The following figure illustrates the read access patterns of the shared
buffer mtxA
.
mtxA
The following figure illustrates the read access patterns of the shared
buffer mtxB
.
mtxB
As you can see, the mtxA
of size 64*64
(buffer_dimension)
is
broken down into chunks of 4*16
(tiling_dimension
). The starting element to traverse within the buffer (offset
) is {0,0}
and the
traversing parameters describe how the buffer will be accessed (tile_traversal
). The dimension of the traversing in this case is 0th and 1st
(dimension
). In dimension 0, the distance in terms of
buffer element data type between consecutive inter-tile traversal is '16'(stride
) and the number of tiles to access in this dimension is
'4'(wrap
).
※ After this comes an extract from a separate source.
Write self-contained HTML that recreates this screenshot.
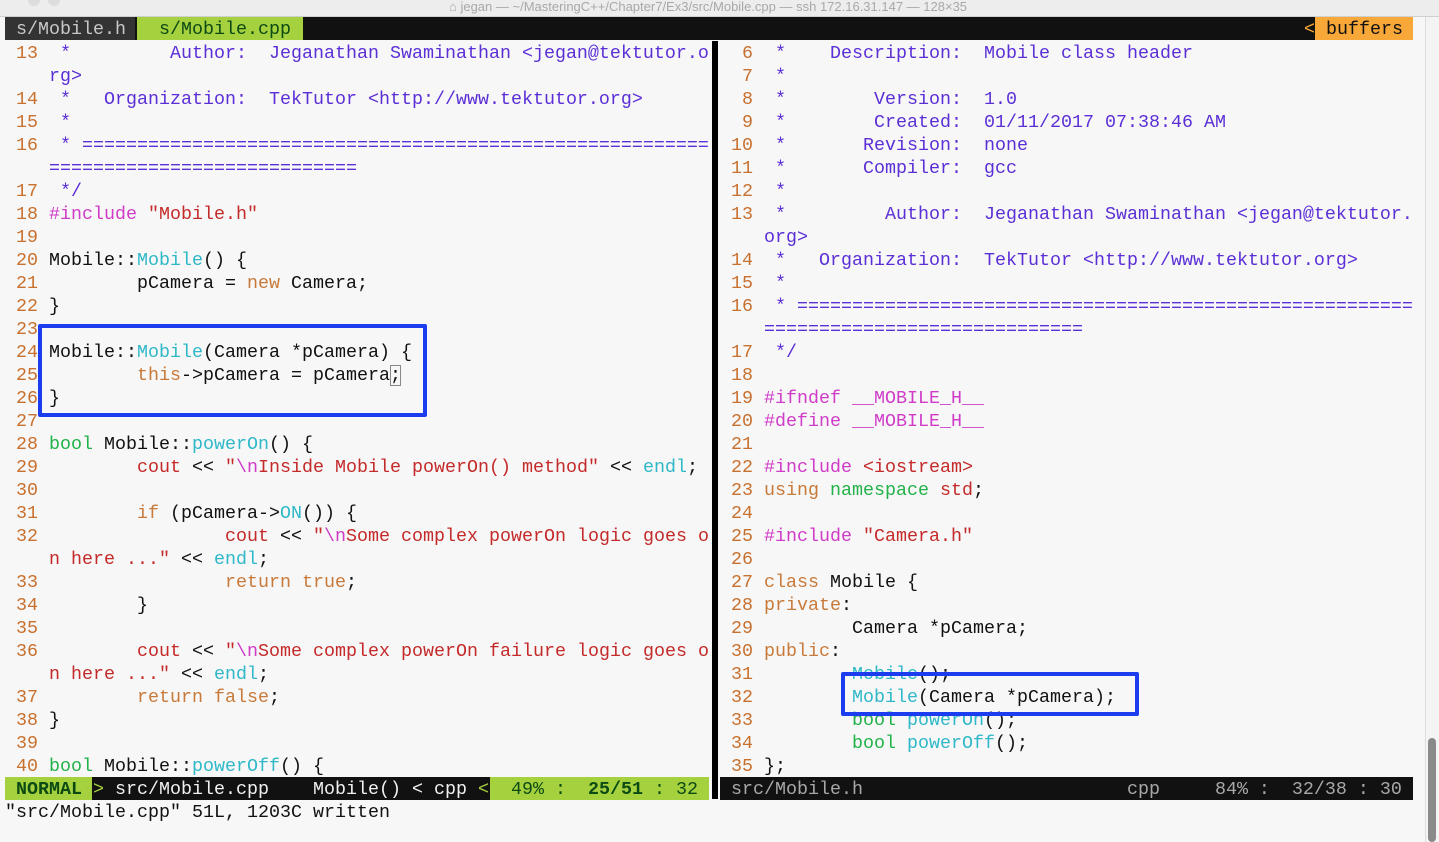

Similarly in dimension 1, stride
is '4' and wrap
is
'16'.
A similar explanation follows for the shared buffer mtxB
.
The matrix multiplication output is written to the shared buffer mtxC
, as shown in the below access pattern diagram.
mtxC
With the above data re-arranging in AI Engine-ML memory tile, it does not need data shuffle kernels or data shuffle inside the matrix multiplication kernel.